Franchot [Franchot Tone] was an extremely loving, intelligent, considerate man, but he was also very haunted. He was one hell of a fine actor, but he loved the theatre and despised Hollywood. He very seldom got the parts he deserved, and I think this bugged him a lot. I wasn’t as nice to him, as considerate, as I should have been. I was extremely busy during those years, and I didn’t realize that his insecurities and dissatisfactions ran so deeply. His sex life diminished considerably, which didn’t help matters, and there finally came a time when we only had things to argue about, not to talk about, and after hundreds of running arguments and a few physical rows we decided to call it quits. I missed him a lot, for a long, long time. He was so mature and stimulating. I think I can safely say that the break-up was another career casualty. If I’d tried a little harder – who knows.

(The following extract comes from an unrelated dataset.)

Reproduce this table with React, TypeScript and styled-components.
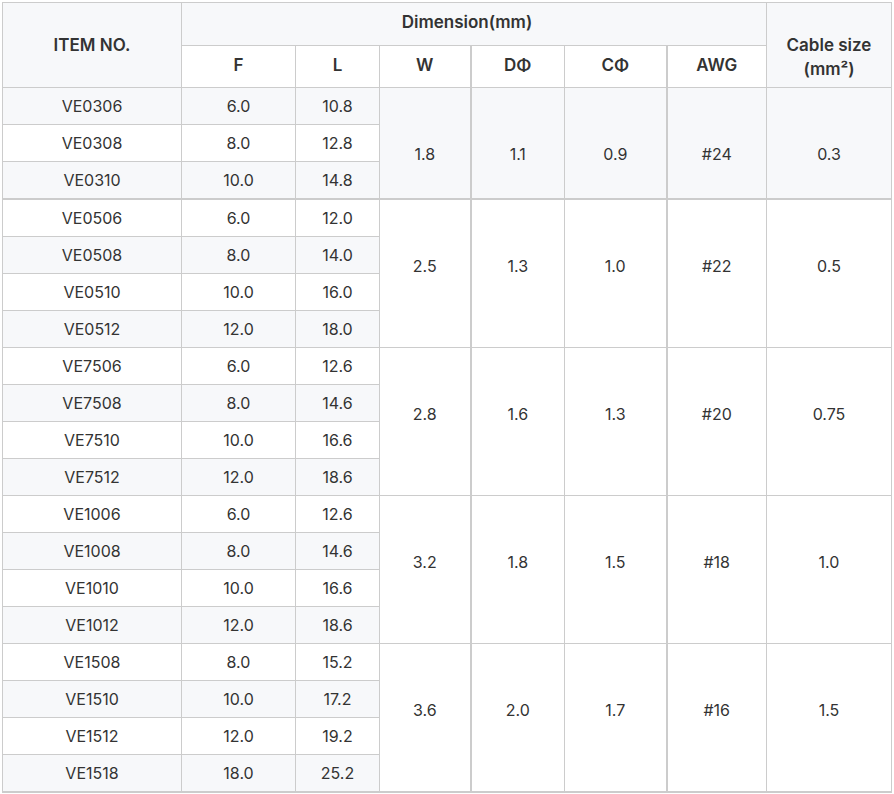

I hate being asked to discuss those dreadful horror pictures I made the mistake of starring in. They were all just so disappointing to me, I really had high expectations for some of them. I thought that William Castle and I did our best on “Strait-Jacket” but the script was ludicrous and unbelievable and that destroyed that picture. I even thought that “Berserk” would be good but that was one of the worst of the lot. The other one William Castle and I did [“I Saw What You Did”] was the most wretched of them all and I just wasn’t good at playing an over-the-hill nymphomaniac. Ha! Then came “Trog”. Now you can understand why I retired from making motion pictures. Incidentally, I think at that point in my career I was doing my best work on television. Della was a good television role for me, and I really liked working on that pilot episode of “Night Gallery” with young Steven Spielberg. He did a great job and I am very satisfied with my performance on that show. Funny, every time a reporter asks me about my horror pictures they never talk about that one, and it’s the only one I liked!